Iran answered President Aoun's CNN accusation on three fronts on 6 June, the day after the interview aired. Foreign Minister Abbas Araghchi wrote on X that Israel, not Iran, occupies Lebanon, and that "had Lebanon been a bargaining chip for Iran, we would have reached a deal long ago". Ministry spokesman Esmaeil Baghaei said Aoun "sells those who stand beside Lebanon". The Supreme Leader's veteran foreign-affairs adviser Ali Akbar Velayati warned that "diplomatic naivety carries a heavy cost", aimed at Aoun's push to disarm Hezbollah on Israeli promises 1. These remarks are statements of position rather than adjudicated findings.
Araghchi, his spokesman and the Leader's own adviser all moved on the same day, the speed Tehran reserves for a charge that lands. Three of its most senior voices answering a single CNN interview marks the rebuke as deliberate, not routine.
The substance reveals the stake.
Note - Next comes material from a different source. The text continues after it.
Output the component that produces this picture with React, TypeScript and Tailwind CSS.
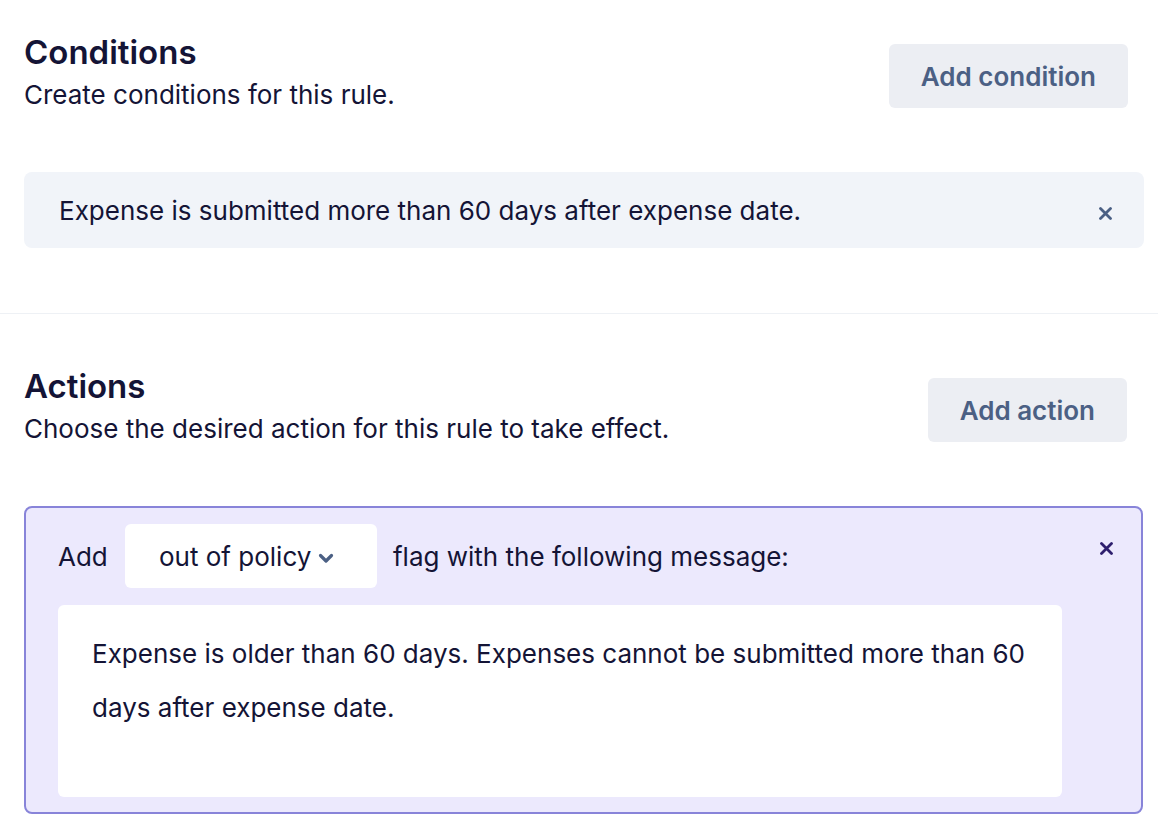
const font = { fontFamily: 'Inter, Lato, sans-serif' };

function CloseIcon({ className }: { className?: string }) {
  return (
    <svg width="13" height="13" viewBox="0 0 13 13" fill="none" className={className}>
      <path d="M1.5 1.5L11.5 11.5M11.5 1.5L1.5 11.5" stroke="currentColor" strokeWidth="2.8" strokeLinecap="round" />
    </svg>
  );
}

function SectionHeader({ title, subtitle, button }: { title: string; subtitle: string; button: string }) {
  return (
    <div className="flex items-start justify-between">
      <div>
        <h2 className="text-[33px] leading-[40px] font-semibold text-[#141436]">{title}</h2>
        <p className="mt-[6px] text-[26px] leading-[34px] text-[#141436]">{subtitle}</p>
      </div>
      <button className="mt-[12px] mr-[16px] h-[64px] rounded-[6px] bg-[#eceef3] px-[32px] text-[26px] font-semibold text-[#4b6084]">
        {button}
      </button>
    </div>
  );
}

export default function App() {
  return (
    <div className="min-h-[830px] w-[1158px] bg-white" style={font}>
      <section className="pt-[32px] pb-[65px] pl-[24px] pr-[14px]">
        <SectionHeader title="Conditions" subtitle="Create conditions for this rule." button="Add condition" />
        <div className="mt-[60px] flex h-[76px] items-center justify-between rounded-[8px] bg-[#f1f4f9] pl-[35px] pr-[32px]">
          <span className="text-[26px] text-[#141436]">Expense is submitted more than 60 days after expense date.</span>
          <CloseIcon className="mt-[6px] text-[#4b6084]" />
        </div>
      </section>
      <div className="h-px bg-[#eef1f5]" />
      <section className="pt-[52px] pb-[16px] pl-[24px] pr-[15px]">
        <SectionHeader title="Actions" subtitle="Choose the desired action for this rule to take effect." button="Add action" />
        <div className="mt-[60px] rounded-[8px] border-2 border-[#8884d9] bg-[#ece9fd] pt-[16px] pb-[15px] pl-[32px] pr-[28px]">
          <div className="flex items-start justify-between">
            <div className="flex items-center">
              <span className="w-[67px] text-[26px] text-[#141436]">Add</span>
              <div className="flex h-[64px] w-[252px] items-center rounded-[6px] bg-white pl-[34px]">
                <span className="text-[26px] text-[#141436]">out of policy</span>
                <svg width="16" height="11" viewBox="0 0 16 11" fill="none" className="ml-[7px] mt-[4px] text-[#4b6084]">
                  <path d="M2.5 2.5L8 8L13.5 2.5" stroke="currentColor" strokeWidth="3.2" strokeLinecap="round" strokeLinejoin="round" />
                </svg>
              </div>
              <span className="ml-[16px] text-[26px] text-[#141436]">flag with the following message:</span>
            </div>
            <CloseIcon className="mt-[18px] text-[#2e1f6e]" />
          </div>
          <div className="mt-[17px] mr-[51px] h-[192px] rounded-[6px] bg-white pl-[34px] pr-[34px] pt-[22px]">
            <p className="text-[26px] leading-[54px] text-[#141436]">
              Expense is older than 60 days. Expenses cannot be submitted more than 60 days after expense date.
            </p>
          </div>
        </div>
      </section>
    </div>
  );
}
Araghchi's denial defends the coupling of Lebanon to the Iran-US MOU (memorandum of understanding) that he himself built ; Velayati's warning targets disarmament, the one outcome that would strip Iran of its Lebanese card. The rebuttals work to keep Lebanon attached to the nuclear file Tehran is negotiating, more than to settle whether Aoun told the truth.